I would place the burden of proof on those who would claim that statistically significant variations in outcome between large groups of students from similar communities anywhere else than on those students' schools. (I believe the legal term of art is "rebuttable presumption".)

Brett Pawlowski said...

Steve - I appreciate what you're saying, and I agree that value-added doesn't give you a window into specifically what children know. That's the function of the state assessments - I've heard people explain it by saying that state assessments are the mile markers, while value-added is the speedometer.

And you're right on the money in saying that progress is relative - I wish I knew a way around this. Being the best of a lousy lot would still be lousy.

Catherine - Value-added cannot factor in the impact of non-school influences that are introduced midstream. Therefore, improvements due to the introduction of tutoring, or heavier parental support, would show up as gains for the school. Similarly, other influences, like extended illnesses, would also impact the school's scores.

One thing that helps with this level of value-added analysis, however, is the fact that it includes the scores of every student in the school (including ESL and special education - anyone who takes the state assessment). If we're only talking about a few kids who get outside help, it won't move the school's score much.

Catherine Johnson said...

Brett--

Thanks!

I've been trying to figure this one out forever.

I'm very keen on value-added....but I'm worried how well it will work in "high-performing" districts like mine where you off-load so much of the responsibility for achievement to the parents and students.

I'll email you the Richard Elmore PowerPoint Concerned Parent found.

SteveH said...

"I've heard people explain it by saying that state assessments are the mile markers, while value-added is the speedometer."

I would call it the y-intercept and slope.


Your original question was:

"Essentially - is this the path to real school improvement, or is this mailing going to fall on deaf ears?"

I was trying to explain that parents need some way to understand the scaling of that graph. One person might scale the y-axis so the line looks flat, while another might make it look steep. There has to be a direct and simple corelation between test results and the graph.

In our state, the math test (designed and calibrated by teachers) uses some sort of technique for deriving attributes like problem solving and basic numeracy out of each problem. Parents can't look at sample raw results and figure it out for themselves. It's a complicated process and the details are not published.

There is no need for this. Tests can be designed to evaluate individual, required skills. Parents should be able to examine the actual questions and see the raw results in terms of percent correct. With the raw data scores, parents can and will look at the questions and determine for themsleves whether the tests are easy or hard. Most modern scoring results are far removed from the raw data and encourage (on purpose?) the examination of uncalibrated numbers.

It's amazing to see how really bad raw percent correct data get manipulated into final percent numbers that are in the 80's and 90's. Notice the TCAP table with almost all of the percents in the 90's. Even school 23 at the bottom of the red zone for average yearly achievement gain has TCAP scores of 93 and 94 percent.

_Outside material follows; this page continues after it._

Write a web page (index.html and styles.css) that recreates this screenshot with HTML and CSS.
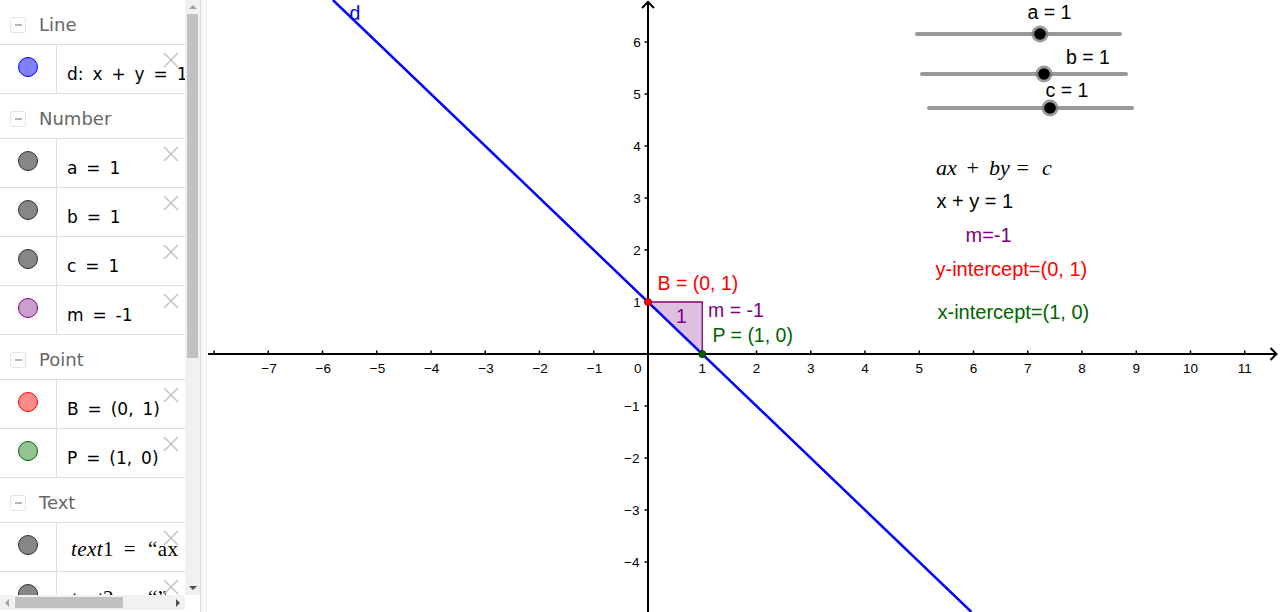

With numbers like that, how could the slope be much of a problem? Well, it's in the red zone. What, exactly, does that mean? Is it common to flip from the green zone to the red zone each year?

You could get a school that is operating at the top with little room for improvement. Its slope might be flat or slightly negative at times. If you look at the very high values of the TCAP results, then who's going to worry much about slope, other than the fact that a school might be in the red zone and red is bad. People will argue, but they won't really know what they're talking about. Indian Lake Elementary is a great example. It's TCAP scores are 98 and 99 percent, but it's slope is getting near the red zone.


States should send home actual tests giving the answers and raw percent correct results right after each question. They should also provide a table giving the results over many years side-by-side with other schools.